Ofcom Research: Use Of Landline Phones Drop By Half As Mobile Data Use Rises Tenfold


    According to a research that was conducted by Ofcom, the use of landline telephones has been halved in the past six years while mobile data has risen by tenfold during the same period. It also suggests that remembering phone numbers could soon be considered to only be a part of history.

    The number of minutes of calls that were made from a landline has dramatically decreased throughout the years, from the 103 billion that was recorded in 2012 to 54 billion in 2017.

    During the same period, the number of mobile phone call minutes rose from 132.1 billion to 148.6 billion as smartphones have cemented their dominance increasingly.

    The average monthly mobile data usage was nearly ten times higher in 2017 as compared to that of 2012, increasing from 0.2 gigabytes to 1.9 gigabytes over the six-year-period with social media and messaging apps becoming increasingly popular.

    As part of the said research, a cross-section of consumers, including 14 focus groups were interviewed by Ofcom.

    The research that was conducted by Ofcom also explained that there is a generational divide when it comes to understanding the area codes from landline numbers, with the older people more likely to instantly recognize whether a number is local to them and can be trusted.

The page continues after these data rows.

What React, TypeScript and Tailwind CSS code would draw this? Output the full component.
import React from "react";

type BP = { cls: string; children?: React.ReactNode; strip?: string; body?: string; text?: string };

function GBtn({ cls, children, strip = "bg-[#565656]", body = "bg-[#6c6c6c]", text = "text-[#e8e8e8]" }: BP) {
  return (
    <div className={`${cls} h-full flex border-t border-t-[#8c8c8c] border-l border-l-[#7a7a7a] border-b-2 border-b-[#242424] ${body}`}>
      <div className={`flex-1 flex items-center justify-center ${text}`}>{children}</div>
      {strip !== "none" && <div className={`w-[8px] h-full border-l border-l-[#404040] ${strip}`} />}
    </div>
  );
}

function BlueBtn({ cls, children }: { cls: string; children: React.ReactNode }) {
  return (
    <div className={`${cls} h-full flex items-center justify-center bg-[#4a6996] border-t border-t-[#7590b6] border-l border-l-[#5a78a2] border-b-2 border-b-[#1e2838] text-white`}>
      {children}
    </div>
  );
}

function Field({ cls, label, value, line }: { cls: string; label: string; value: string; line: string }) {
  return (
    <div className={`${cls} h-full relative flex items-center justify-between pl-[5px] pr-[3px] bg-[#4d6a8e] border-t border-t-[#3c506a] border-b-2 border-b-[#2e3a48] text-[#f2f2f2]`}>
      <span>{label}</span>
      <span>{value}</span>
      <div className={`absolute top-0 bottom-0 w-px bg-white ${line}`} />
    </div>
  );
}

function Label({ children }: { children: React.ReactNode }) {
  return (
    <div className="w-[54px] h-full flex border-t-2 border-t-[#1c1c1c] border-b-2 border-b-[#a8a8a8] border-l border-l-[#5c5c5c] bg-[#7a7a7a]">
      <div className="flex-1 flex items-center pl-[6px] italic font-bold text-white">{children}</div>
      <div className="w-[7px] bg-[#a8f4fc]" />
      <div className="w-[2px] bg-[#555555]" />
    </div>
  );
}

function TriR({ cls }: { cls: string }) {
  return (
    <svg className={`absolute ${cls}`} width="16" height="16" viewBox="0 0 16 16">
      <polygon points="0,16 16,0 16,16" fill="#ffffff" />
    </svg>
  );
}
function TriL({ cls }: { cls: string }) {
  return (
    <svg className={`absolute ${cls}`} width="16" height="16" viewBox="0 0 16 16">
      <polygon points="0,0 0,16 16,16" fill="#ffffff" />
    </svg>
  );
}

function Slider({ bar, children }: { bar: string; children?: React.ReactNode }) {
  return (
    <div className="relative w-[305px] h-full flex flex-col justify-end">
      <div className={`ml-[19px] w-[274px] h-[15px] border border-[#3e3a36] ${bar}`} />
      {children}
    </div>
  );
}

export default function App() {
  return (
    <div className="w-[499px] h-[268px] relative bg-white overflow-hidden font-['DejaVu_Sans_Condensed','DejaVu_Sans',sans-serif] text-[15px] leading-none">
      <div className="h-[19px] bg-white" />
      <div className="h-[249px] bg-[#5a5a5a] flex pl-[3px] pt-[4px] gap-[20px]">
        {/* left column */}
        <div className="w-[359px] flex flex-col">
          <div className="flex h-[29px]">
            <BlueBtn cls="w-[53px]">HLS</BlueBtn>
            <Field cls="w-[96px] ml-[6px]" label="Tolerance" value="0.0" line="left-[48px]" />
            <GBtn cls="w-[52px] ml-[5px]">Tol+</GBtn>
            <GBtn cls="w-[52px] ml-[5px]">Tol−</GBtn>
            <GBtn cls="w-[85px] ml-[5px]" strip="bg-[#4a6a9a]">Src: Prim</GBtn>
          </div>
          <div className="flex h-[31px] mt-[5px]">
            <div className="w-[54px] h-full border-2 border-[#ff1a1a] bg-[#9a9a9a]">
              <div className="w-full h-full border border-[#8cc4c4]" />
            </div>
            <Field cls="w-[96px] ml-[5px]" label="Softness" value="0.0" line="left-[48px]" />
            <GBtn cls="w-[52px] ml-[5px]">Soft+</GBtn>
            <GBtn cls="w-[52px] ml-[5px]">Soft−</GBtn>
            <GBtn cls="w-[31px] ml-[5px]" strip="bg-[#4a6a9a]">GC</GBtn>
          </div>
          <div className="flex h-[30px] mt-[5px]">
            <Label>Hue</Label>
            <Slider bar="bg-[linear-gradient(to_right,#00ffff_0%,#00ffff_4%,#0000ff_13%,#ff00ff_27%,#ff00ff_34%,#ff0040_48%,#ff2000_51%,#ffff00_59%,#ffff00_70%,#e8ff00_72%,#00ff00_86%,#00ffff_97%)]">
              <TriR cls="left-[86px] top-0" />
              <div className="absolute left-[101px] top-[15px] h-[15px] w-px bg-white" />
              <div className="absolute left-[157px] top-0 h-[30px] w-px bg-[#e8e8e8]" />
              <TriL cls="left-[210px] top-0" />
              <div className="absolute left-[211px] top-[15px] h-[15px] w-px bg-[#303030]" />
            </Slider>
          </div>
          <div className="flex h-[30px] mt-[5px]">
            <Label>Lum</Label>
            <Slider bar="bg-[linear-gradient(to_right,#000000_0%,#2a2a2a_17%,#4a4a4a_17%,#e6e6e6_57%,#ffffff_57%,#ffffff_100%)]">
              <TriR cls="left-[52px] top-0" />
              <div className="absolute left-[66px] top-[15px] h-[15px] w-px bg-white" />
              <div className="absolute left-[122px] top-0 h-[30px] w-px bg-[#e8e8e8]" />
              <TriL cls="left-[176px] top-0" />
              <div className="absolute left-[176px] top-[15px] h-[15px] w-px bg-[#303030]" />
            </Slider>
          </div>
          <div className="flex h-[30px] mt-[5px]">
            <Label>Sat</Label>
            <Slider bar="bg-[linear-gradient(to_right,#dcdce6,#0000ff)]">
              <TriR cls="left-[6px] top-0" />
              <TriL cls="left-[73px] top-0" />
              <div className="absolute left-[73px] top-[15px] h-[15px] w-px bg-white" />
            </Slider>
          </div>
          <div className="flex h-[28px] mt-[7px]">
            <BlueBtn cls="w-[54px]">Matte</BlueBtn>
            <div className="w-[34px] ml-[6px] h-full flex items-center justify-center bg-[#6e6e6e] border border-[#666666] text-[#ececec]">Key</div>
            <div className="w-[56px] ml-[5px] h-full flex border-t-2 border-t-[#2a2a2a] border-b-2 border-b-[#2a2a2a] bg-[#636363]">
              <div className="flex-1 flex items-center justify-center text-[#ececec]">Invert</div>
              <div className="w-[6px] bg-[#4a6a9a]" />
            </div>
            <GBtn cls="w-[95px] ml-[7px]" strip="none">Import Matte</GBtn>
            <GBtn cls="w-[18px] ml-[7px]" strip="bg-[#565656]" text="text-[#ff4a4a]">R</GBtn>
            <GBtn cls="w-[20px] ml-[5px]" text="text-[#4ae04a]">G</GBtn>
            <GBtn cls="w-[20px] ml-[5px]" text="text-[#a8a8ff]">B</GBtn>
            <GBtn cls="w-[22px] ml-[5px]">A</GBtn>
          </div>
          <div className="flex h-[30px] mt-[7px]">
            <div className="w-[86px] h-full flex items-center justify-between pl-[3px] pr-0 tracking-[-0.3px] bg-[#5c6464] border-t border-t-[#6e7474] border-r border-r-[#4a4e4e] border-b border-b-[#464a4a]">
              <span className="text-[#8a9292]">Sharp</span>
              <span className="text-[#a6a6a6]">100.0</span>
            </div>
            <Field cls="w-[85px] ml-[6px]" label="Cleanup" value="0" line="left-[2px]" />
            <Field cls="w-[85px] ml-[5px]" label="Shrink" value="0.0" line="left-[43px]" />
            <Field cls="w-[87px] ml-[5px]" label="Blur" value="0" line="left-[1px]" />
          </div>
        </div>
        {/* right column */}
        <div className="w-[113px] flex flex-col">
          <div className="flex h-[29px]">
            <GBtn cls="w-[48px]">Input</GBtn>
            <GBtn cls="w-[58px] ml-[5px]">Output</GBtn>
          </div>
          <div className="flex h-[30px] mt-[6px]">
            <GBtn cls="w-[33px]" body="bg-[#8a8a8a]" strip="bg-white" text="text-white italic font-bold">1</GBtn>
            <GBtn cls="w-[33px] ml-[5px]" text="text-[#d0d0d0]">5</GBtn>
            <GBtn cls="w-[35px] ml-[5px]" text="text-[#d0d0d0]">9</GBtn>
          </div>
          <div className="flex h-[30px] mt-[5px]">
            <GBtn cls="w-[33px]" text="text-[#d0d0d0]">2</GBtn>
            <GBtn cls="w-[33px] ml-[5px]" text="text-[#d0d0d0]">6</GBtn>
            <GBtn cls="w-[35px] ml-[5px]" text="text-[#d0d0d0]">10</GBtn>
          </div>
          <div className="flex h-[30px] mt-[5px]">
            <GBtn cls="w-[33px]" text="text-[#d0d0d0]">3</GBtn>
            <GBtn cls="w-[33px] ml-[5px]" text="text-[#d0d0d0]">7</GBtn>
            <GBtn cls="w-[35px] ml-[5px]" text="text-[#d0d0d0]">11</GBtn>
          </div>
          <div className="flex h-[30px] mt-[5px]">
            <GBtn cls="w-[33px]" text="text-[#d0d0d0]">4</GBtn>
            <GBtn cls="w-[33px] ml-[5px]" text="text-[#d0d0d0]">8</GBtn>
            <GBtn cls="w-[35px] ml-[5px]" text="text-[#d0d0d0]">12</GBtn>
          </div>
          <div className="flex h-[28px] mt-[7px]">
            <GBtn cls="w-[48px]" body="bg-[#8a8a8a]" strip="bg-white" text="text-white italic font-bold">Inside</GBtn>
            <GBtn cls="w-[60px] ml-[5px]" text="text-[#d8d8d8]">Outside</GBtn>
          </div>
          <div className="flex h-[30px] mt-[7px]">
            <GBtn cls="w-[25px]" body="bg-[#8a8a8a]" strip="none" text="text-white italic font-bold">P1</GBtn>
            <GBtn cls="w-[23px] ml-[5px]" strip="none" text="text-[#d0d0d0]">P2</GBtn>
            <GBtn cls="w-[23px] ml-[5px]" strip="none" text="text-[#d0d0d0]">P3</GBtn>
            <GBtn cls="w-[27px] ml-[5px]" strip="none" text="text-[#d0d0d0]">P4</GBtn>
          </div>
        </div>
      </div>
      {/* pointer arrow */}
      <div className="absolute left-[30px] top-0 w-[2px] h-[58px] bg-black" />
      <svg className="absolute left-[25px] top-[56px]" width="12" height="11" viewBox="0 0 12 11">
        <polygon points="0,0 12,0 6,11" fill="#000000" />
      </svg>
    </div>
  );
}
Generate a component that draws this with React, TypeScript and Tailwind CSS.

    The head of numbering at Ofcom, Liz Greenberg, stated: “Some of us can remember a time when we stored phone numbers in our head, rather than our mobile. But the way we use and feel about telephone numbers is changing.”

    She added: “In the future, as more calls are made over broadband, dialling codes won’t need to be fixed to a particular part of the country. So the question is – could area codes become a thing of the past?”

    Ofcom is searching for some ways on how to better manage the landline numbers, particularly those that are used for business purposes.